** Begin Dataset excerpt **

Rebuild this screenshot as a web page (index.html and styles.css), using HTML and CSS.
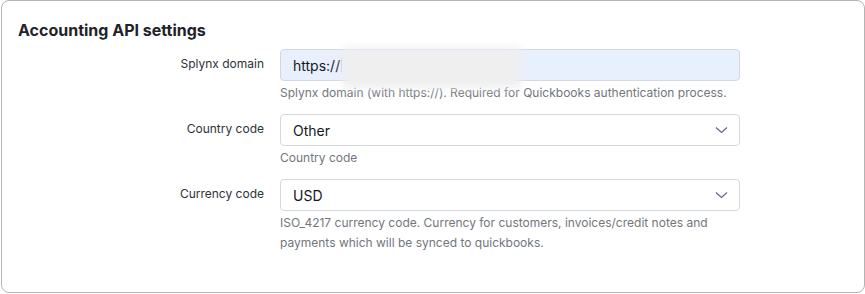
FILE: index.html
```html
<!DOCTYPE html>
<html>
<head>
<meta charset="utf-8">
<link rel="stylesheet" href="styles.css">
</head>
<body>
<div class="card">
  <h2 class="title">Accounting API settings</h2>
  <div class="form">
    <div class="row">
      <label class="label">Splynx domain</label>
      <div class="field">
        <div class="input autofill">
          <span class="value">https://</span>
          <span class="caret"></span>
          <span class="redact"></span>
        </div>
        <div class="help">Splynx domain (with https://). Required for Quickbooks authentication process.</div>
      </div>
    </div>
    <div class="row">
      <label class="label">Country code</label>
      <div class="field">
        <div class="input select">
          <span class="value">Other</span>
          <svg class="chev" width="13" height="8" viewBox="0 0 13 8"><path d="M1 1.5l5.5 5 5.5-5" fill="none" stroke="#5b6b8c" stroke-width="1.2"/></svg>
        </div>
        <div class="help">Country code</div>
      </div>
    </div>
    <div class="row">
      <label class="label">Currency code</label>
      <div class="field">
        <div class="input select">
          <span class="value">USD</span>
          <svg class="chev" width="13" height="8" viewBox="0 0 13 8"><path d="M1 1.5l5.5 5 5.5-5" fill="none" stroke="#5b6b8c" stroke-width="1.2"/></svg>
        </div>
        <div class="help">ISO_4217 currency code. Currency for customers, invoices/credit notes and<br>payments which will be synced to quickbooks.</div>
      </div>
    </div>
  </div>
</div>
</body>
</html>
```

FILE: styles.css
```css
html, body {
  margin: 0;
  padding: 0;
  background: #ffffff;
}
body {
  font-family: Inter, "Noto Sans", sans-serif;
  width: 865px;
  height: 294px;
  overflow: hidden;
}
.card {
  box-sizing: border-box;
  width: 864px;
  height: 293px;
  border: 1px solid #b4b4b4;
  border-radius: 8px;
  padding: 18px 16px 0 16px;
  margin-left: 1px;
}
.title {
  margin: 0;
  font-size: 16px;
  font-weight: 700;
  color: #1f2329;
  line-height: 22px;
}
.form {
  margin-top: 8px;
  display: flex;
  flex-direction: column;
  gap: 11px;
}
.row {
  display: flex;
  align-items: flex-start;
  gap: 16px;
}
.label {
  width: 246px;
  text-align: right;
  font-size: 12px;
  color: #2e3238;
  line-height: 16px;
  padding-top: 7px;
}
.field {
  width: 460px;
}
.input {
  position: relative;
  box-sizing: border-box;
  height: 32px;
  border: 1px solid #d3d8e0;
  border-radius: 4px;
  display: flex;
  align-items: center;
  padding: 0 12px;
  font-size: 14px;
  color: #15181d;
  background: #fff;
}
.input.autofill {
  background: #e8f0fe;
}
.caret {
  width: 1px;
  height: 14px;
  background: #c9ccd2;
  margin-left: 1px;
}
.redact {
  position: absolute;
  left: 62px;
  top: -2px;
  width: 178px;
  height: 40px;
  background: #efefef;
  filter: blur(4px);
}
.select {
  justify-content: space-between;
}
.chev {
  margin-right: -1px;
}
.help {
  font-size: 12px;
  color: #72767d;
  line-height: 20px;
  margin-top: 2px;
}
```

** End Dataset excerpt **

■ Objective ■
From the listing above, collect each line in which the string "styles" appears.

■ Result ■
Rebuild this screenshot as a web page (index.html and styles.css), using HTML and CSS.
<link rel="stylesheet" href="styles.css">
FILE: styles.css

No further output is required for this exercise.